Albany Tidal Garden

Debris from the Albany Bulb’s history as a construction landfill peeks through the Bay, creating this peninsular landform. This site attracted me because it is tricky—it reveals itself in low tide and then sinks back into the Bay during high tide. It is also a popular site for local fishers as it offers a unique viewpoint from the Bay Bridge to the Marin Headlands.

With these qualities in mind, my design activates 3 primary activities:

  • walking, sitting, and viewing the Bay;
  • recreational fishing; and
  • a site for eelgrass restoration

While it is seemingly paradoxical to activate both recreational fishing and eelgrass bed restoration, I believe a healthy reciprocity between human activity and the shore is possible. By encouraging non-destructive fishing practices, providing resources for monofilament recycling, and designing a marine landscape that encourages a diverse assemblage of native species, we can protect our shorezone and recreate sustainably.

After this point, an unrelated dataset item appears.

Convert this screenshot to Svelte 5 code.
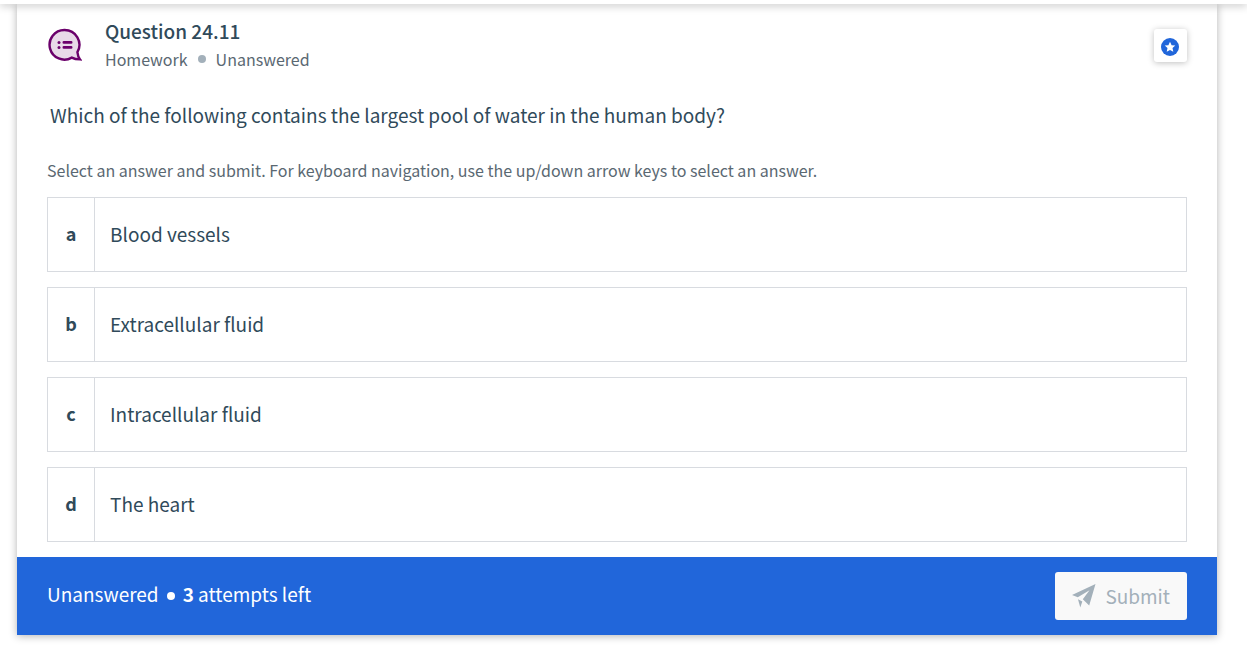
<script>
  const question = {
    number: '24.11',
    type: 'Homework',
    status: 'Unanswered',
    text: 'Which of the following contains the largest pool of water in the human body?',
    attemptsLeft: 3
  };

  const answers = [
    { letter: 'a', text: 'Blood vessels' },
    { letter: 'b', text: 'Extracellular fluid' },
    { letter: 'c', text: 'Intracellular fluid' },
    { letter: 'd', text: 'The heart' }
  ];

  let selected = $state('');
</script>

<div class="page">
  <div class="top-bar"></div>

  <main class="card">
    <div class="card-body">
      <header class="card-header">
        <svg class="question-icon" viewBox="0 0 34 34" aria-hidden="true">
          <path
            d="M16.5 2 A14.8 14.8 0 1 0 23.8 29.6 Q27 31.3 32 31.4 Q29.8 28.6 29.4 24.2 A14.8 14.8 0 0 0 16.5 2 Z"
            fill="#e8d9e8" stroke="#6b006b" stroke-width="2.4" />
          <path d="M15.8 14.4h7.4M15.8 19.4h7.4" stroke="#6b006b" stroke-width="2.6" stroke-linecap="round" />
          <circle cx="11" cy="14.4" r="1.5" fill="#6b006b" />
          <circle cx="11" cy="19.4" r="1.5" fill="#6b006b" />
        </svg>

        <div class="heading">
          <h1>Question {question.number}</h1>
          <p class="meta">
            <span>{question.type}</span>
            <span class="dot"></span>
            <span>{question.status}</span>
          </p>
        </div>

        <button class="btn-star" aria-label="Bookmark question">
          <svg viewBox="0 0 18 18" aria-hidden="true">
            <circle cx="9" cy="9" r="9" fill="#2166da" />
            <path d="M9 3.8l1.6 3.4 3.7.4-2.8 2.5.8 3.7L9 12l-3.3 1.8.8-3.7-2.8-2.5 3.7-.4z" fill="#fff" />
          </svg>
        </button>
      </header>

      <p class="question-text">{question.text}</p>

      <form id="answer-form" onsubmit={(e) => e.preventDefault()}>
        <fieldset>
          <legend>
            Select an answer and submit. For keyboard navigation, use the up/down arrow keys to select an answer.
          </legend>
          <div class="answers">
            {#each answers as answer}
              <label class="answer" class:selected={selected === answer.letter}>
                <input type="radio" name="answer" value={answer.letter} bind:group={selected} />
                <span class="letter">{answer.letter}</span>
                <span class="answer-text">{answer.text}</span>
              </label>
            {/each}
          </div>
        </fieldset>
      </form>
    </div>

    <footer class="card-footer">
      <p class="attempts">
        <span>{question.status}</span>
        <span class="dot"></span>
        <span><strong>{question.attemptsLeft}</strong> attempts left</span>
      </p>
      <button class="btn-submit" type="submit" form="answer-form" disabled={!selected}>
        <svg viewBox="0 0 24 24" aria-hidden="true">
          <path d="M23.5 0L0 11l5.8 2.2L17.5 6.2 10.8 15.2 17.2 21.6z" fill="currentColor" />
          <path d="M6 15.2l4.3 2.2L8.3 23.6z" fill="currentColor" />
        </svg>
        Submit
      </button>
    </footer>
  </main>
</div>

<style>
  :global(body) {
    background: #fff;
  }

  .page {
    font-family: 'Noto Sans CJK SC', 'Noto Sans', sans-serif;
    color: #304a5a;
    padding-bottom: 21px;
    overflow: hidden;
  }

  .top-bar {
    position: relative;
    height: 4px;
    background: #fff;
    box-shadow: 0 1px 8px rgba(0, 0, 0, 0.35);
  }

  .card {
    margin: 0 30px 0 17px;
    background: #fff;
    box-shadow: 0 1px 8px rgba(0, 0, 0, 0.3);
  }

  .card-body {
    padding: 13px 30px 15px;
  }

  .card-header {
    display: flex;
    align-items: flex-start;
  }

  .question-icon {
    width: 34px;
    height: 34px;
    margin: 11px 23px 0 1px;
  }

  .heading {
    flex: 1;
  }

  h1,
  p {
    margin: 0;
  }

  h1 {
    font-size: 19px;
    line-height: 28px;
    font-weight: 500;
  }

  .meta {
    display: flex;
    align-items: center;
    gap: 10px;
    font-size: 16px;
    line-height: 28px;
    color: #5a6872;
  }

  .dot {
    width: 8px;
    height: 8px;
    border-radius: 50%;
    background: #a3b0ba;
  }

  .btn-star {
    display: flex;
    align-items: center;
    justify-content: center;
    width: 33px;
    height: 33px;
    margin-top: 12px;
    padding: 2px 1px 0 0;
    border: none;
    border-radius: 3px;
    background: #fff;
    box-shadow: 0 1px 6px rgba(0, 0, 0, 0.25);
    cursor: pointer;
  }

  .btn-star svg {
    width: 18px;
    height: 18px;
  }

  .question-text {
    margin: 28px 3px 0;
    font-size: 19px;
    line-height: 28px;
  }

  fieldset {
    margin: 0;
    padding: 0;
    border: none;
  }

  legend {
    padding: 28px 0 14px;
    font-size: 16px;
    line-height: 26px;
    color: #5a6872;
  }

  .answers {
    display: flex;
    flex-direction: column;
    gap: 15px;
  }

  .answer {
    position: relative;
    display: flex;
    align-items: stretch;
    border: 1px solid #d8dbe0;
    font-size: 19px;
    line-height: 27px;
    cursor: pointer;
  }

  .answer input {
    position: absolute;
    opacity: 0;
  }

  .answer.selected {
    border-color: #2166da;
  }

  .letter {
    width: 46px;
    padding: 22px 0 24px;
    border-right: 1px solid #d8dbe0;
    font-size: 18px;
    font-weight: 700;
    text-align: center;
  }

  .answer-text {
    flex: 1;
    padding: 22px 15px 24px;
  }

  .card-footer {
    display: flex;
    align-items: center;
    justify-content: space-between;
    padding: 15px 30px;
    background: #2166da;
    color: #fff;
  }

  .attempts {
    display: flex;
    align-items: center;
    gap: 8px;
    padding-bottom: 4px;
    font-size: 19px;
    line-height: 28px;
  }

  .attempts .dot {
    margin-top: 4px;
    background: #fff;
  }

  .btn-submit {
    display: flex;
    align-items: center;
    gap: 9px;
    height: 48px;
    padding: 0 17px 1px;
    border: none;
    border-radius: 3px;
    background: #f9f9f9;
    color: #2166da;
    font-family: inherit;
    font-size: 19px;
    cursor: pointer;
  }

  .btn-submit:disabled {
    color: #a3b0ba;
    cursor: default;
  }

  .btn-submit svg {
    width: 24px;
    height: 24px;
  }
</style>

Using the site’s original geometry and topographic contours, I designed descending steps to imply different levels of participation with the bay. The design gives folks specific points of access to the water and sequesters areas reserved for intertidal marine life. This separation is reinforced by cordgrass and pickleweed. Below the concrete surface, underwater eelgrass plantings promote a living system.